▶ **Task to carry out**: Each line that follows should be printed again exactly as it stands.

▶ **Material**:
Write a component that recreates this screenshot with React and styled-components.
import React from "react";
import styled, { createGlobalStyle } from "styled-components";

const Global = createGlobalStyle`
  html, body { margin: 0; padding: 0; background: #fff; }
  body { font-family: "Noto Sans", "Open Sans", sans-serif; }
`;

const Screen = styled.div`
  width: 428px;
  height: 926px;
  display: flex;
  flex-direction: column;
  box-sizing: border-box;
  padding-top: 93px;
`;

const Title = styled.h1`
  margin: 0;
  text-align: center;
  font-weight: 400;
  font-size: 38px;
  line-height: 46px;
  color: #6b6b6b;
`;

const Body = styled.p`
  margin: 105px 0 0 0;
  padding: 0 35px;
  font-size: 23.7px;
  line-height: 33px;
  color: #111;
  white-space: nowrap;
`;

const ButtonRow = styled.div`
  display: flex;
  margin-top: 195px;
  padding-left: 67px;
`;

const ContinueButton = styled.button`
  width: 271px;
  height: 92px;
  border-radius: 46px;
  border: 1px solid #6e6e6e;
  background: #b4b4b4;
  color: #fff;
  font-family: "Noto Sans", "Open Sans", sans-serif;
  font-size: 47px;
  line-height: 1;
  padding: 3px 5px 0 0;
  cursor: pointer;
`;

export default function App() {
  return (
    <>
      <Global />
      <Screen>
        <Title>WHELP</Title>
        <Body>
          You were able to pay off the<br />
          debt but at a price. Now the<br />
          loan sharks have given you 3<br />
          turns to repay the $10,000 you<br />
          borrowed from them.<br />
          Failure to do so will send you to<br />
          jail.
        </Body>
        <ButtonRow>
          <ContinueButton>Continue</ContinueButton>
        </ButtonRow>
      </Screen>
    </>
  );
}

▶ **Task answer**:
Write a component that recreates this screenshot with React and styled-components.
import React from "react";
import styled, { createGlobalStyle } from "styled-components";

const Global = createGlobalStyle`
  html, body { margin: 0; padding: 0; background: #fff; }
  body { font-family: "Noto Sans", "Open Sans", sans-serif; }
`;

const Screen = styled.div`
  width: 428px;
  height: 926px;
  display: flex;
  flex-direction: column;
  box-sizing: border-box;
  padding-top: 93px;
`;

const Title = styled.h1`
  margin: 0;
  text-align: center;
  font-weight: 400;
  font-size: 38px;
  line-height: 46px;
  color: #6b6b6b;
`;

const Body = styled.p`
  margin: 105px 0 0 0;
  padding: 0 35px;
  font-size: 23.7px;
  line-height: 33px;
  color: #111;
  white-space: nowrap;
`;

const ButtonRow = styled.div`
  display: flex;
  margin-top: 195px;
  padding-left: 67px;
`;

const ContinueButton = styled.button`
  width: 271px;
  height: 92px;
  border-radius: 46px;
  border: 1px solid #6e6e6e;
  background: #b4b4b4;
  color: #fff;
  font-family: "Noto Sans", "Open Sans", sans-serif;
  font-size: 47px;
  line-height: 1;
  padding: 3px 5px 0 0;
  cursor: pointer;
`;

export default function App() {
  return (
    <>
      <Global />
      <Screen>
        <Title>WHELP</Title>
        <Body>
          You were able to pay off the<br />
          debt but at a price. Now the<br />
          loan sharks have given you 3<br />
          turns to repay the $10,000 you<br />
          borrowed from them.<br />
          Failure to do so will send you to<br />
          jail.
        </Body>
        <ButtonRow>
          <ContinueButton>Continue</ContinueButton>
        </ButtonRow>
      </Screen>
    </>
  );
}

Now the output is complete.